■ Raw data:
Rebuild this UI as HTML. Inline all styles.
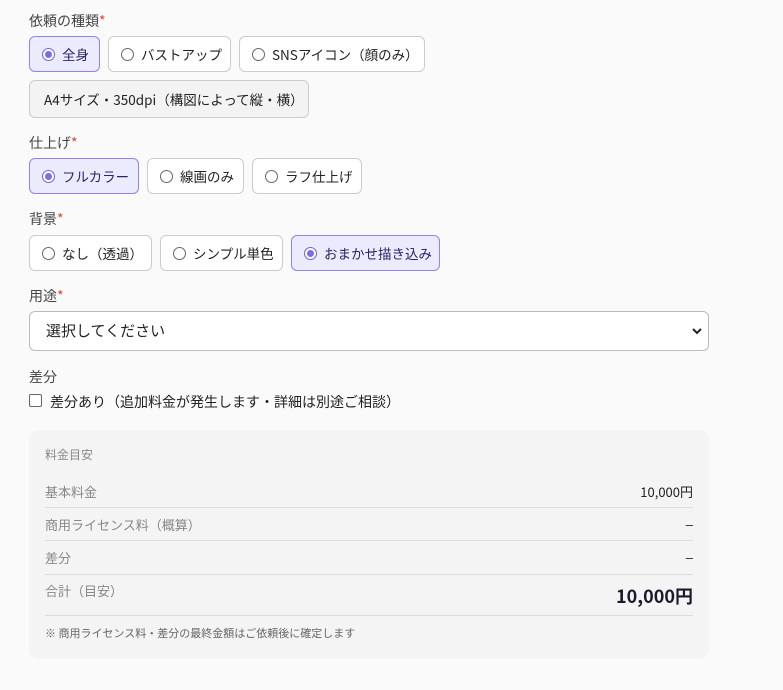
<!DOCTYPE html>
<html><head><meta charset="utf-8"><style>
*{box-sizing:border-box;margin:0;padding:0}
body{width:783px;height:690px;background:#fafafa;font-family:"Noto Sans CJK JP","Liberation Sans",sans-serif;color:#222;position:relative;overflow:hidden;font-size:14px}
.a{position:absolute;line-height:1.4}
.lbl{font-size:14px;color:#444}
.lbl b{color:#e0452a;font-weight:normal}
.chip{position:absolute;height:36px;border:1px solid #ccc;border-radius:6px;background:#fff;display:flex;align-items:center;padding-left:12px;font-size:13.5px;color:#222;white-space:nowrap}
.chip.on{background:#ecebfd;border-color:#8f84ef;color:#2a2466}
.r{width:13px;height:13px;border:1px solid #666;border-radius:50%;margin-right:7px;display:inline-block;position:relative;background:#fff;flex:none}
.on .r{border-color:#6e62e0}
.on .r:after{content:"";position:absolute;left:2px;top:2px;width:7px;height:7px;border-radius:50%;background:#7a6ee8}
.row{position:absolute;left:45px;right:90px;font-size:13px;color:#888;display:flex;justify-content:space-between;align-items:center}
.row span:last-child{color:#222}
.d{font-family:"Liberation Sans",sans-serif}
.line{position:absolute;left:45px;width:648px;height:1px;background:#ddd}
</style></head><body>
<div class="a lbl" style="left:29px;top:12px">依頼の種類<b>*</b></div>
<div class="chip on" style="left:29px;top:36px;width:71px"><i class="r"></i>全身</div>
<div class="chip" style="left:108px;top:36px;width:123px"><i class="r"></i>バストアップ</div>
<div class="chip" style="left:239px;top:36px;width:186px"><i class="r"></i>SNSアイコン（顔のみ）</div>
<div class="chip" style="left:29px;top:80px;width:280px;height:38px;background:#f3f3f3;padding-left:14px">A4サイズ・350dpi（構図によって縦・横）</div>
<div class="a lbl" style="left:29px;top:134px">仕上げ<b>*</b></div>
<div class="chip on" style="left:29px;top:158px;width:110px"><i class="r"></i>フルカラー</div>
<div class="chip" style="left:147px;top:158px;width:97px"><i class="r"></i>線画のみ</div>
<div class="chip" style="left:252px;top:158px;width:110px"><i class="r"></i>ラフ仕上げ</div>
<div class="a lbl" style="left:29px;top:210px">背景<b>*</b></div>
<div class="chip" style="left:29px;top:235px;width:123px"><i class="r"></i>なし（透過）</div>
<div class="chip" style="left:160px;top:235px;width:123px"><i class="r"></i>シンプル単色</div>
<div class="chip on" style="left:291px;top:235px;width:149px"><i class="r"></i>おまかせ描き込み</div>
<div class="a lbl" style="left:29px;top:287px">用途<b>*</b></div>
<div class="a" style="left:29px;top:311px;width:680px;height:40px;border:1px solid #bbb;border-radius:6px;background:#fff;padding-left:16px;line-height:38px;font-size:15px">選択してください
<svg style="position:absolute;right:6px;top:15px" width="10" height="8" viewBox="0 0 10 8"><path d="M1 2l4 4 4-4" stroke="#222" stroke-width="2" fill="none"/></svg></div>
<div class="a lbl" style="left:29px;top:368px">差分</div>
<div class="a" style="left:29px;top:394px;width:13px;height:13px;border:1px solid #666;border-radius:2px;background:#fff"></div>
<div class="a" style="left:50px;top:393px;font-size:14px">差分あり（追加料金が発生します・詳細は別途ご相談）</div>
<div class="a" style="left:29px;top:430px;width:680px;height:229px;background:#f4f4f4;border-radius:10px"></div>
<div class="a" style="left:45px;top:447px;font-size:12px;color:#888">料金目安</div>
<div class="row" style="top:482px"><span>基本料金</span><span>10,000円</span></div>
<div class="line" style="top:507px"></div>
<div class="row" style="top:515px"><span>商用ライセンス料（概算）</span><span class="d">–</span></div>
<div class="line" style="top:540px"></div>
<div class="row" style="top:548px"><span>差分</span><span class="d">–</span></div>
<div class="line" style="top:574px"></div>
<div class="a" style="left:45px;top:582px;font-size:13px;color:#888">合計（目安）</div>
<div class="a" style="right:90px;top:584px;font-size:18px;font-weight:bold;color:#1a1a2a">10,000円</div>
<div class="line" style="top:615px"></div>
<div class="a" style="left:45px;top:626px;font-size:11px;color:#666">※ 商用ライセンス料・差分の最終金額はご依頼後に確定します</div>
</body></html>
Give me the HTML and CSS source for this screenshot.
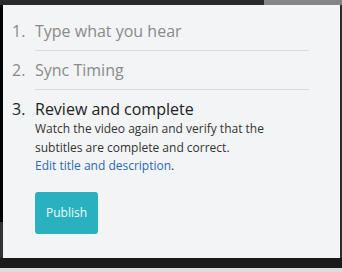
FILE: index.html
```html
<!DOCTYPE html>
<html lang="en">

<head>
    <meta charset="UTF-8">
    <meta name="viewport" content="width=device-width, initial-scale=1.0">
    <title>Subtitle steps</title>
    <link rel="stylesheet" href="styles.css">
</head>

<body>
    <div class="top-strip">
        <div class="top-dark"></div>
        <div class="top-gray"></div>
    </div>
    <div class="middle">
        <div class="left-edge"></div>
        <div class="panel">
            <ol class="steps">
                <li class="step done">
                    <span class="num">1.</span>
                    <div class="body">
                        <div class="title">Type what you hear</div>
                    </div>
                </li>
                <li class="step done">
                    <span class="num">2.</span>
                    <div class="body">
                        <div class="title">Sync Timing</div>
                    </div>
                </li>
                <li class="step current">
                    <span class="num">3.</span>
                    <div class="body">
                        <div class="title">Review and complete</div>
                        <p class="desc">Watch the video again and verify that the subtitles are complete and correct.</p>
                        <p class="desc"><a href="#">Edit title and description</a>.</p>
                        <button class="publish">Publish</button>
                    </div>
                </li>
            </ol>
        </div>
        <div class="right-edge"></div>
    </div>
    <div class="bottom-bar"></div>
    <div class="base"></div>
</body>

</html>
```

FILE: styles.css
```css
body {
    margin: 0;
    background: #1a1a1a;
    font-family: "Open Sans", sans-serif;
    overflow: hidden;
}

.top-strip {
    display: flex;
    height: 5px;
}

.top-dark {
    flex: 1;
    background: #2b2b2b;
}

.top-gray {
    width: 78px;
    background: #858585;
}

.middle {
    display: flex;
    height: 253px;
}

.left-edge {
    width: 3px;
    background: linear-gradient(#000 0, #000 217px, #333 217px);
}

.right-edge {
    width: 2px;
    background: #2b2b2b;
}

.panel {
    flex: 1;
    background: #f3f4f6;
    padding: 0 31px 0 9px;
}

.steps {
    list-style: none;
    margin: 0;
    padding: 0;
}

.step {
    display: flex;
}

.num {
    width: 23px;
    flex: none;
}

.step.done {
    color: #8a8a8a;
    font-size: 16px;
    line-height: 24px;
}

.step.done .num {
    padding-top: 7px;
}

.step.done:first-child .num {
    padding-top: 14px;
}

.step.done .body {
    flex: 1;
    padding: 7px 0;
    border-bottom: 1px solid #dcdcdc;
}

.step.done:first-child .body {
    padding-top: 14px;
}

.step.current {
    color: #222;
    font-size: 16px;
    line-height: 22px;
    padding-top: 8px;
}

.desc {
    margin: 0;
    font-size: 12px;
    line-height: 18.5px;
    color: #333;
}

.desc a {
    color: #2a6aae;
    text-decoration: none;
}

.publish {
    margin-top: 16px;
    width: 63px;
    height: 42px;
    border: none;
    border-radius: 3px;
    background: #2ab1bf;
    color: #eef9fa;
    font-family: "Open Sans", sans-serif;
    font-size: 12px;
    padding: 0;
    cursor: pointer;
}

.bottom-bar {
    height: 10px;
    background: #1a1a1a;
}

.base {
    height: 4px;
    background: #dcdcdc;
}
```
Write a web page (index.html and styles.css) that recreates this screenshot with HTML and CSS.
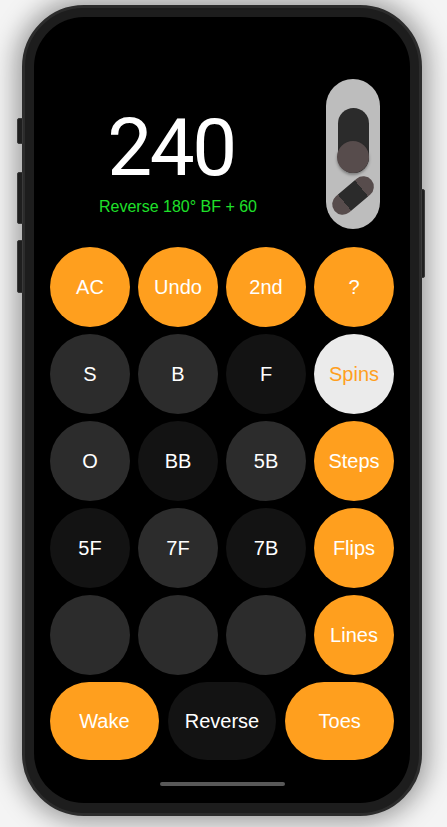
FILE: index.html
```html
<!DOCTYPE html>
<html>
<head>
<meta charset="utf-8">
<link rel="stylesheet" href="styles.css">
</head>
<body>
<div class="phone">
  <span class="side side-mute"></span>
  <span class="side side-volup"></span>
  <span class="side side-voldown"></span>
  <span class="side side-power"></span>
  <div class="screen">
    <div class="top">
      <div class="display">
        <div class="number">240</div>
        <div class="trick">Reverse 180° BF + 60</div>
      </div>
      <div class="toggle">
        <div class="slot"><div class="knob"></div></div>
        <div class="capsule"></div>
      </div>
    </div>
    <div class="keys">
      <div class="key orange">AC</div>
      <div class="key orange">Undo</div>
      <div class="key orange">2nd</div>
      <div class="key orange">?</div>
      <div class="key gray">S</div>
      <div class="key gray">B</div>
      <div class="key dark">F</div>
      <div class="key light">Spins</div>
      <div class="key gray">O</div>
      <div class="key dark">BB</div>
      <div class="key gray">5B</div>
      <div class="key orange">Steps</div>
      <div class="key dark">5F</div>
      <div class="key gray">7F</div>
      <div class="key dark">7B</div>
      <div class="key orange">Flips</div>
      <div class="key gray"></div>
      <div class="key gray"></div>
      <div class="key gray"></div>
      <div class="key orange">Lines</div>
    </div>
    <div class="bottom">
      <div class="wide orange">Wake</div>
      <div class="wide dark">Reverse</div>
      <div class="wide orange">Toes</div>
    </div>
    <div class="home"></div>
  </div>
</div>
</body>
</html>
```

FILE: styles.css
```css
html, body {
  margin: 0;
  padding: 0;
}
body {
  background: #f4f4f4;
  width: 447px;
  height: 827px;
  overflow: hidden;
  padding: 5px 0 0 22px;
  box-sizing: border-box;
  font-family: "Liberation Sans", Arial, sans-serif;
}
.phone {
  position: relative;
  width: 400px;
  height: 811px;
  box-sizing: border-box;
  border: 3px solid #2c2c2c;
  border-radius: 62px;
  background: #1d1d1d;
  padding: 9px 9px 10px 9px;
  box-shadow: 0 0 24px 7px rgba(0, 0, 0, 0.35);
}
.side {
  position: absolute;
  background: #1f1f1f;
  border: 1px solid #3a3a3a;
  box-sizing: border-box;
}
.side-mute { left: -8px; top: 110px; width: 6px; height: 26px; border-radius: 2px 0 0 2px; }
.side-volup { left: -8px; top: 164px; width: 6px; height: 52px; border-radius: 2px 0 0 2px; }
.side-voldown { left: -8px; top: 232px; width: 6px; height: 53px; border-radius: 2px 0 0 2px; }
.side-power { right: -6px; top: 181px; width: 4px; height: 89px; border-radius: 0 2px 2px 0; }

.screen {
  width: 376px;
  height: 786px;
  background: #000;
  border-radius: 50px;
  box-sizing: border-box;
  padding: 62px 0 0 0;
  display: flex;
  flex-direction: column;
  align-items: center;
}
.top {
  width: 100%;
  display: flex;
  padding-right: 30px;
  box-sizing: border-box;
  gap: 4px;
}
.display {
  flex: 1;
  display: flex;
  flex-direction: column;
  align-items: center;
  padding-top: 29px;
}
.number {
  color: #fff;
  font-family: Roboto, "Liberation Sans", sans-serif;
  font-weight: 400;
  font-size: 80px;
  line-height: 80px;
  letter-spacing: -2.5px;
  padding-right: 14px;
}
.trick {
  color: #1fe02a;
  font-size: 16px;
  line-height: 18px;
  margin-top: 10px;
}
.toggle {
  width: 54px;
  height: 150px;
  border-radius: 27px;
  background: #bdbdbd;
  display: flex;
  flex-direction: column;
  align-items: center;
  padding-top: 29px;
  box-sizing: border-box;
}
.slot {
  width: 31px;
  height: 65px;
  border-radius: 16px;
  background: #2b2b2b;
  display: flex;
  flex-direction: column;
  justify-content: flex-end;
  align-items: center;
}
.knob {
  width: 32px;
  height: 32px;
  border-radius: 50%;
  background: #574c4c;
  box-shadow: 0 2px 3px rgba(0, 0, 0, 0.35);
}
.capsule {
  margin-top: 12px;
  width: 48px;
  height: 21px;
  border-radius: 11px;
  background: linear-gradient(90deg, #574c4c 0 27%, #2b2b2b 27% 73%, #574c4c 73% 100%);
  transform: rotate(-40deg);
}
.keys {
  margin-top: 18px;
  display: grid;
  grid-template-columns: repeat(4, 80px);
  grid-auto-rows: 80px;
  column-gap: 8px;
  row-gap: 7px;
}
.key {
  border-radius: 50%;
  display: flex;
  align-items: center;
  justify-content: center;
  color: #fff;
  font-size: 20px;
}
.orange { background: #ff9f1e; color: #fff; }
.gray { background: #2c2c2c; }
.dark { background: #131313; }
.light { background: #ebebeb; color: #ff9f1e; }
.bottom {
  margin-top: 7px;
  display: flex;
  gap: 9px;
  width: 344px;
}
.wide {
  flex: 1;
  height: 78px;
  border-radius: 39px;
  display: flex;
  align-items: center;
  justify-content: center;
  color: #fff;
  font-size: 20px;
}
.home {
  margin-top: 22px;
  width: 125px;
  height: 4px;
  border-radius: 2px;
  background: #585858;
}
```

■ Work to be completed: Collect, from the material above, every line containing the word "that".

■ Solution for this exercise:
                        <p class="desc">Watch the video again and verify that the subtitles are complete and correct.</p>
Write a web page (index.html and styles.css) that recreates this screenshot with HTML and CSS.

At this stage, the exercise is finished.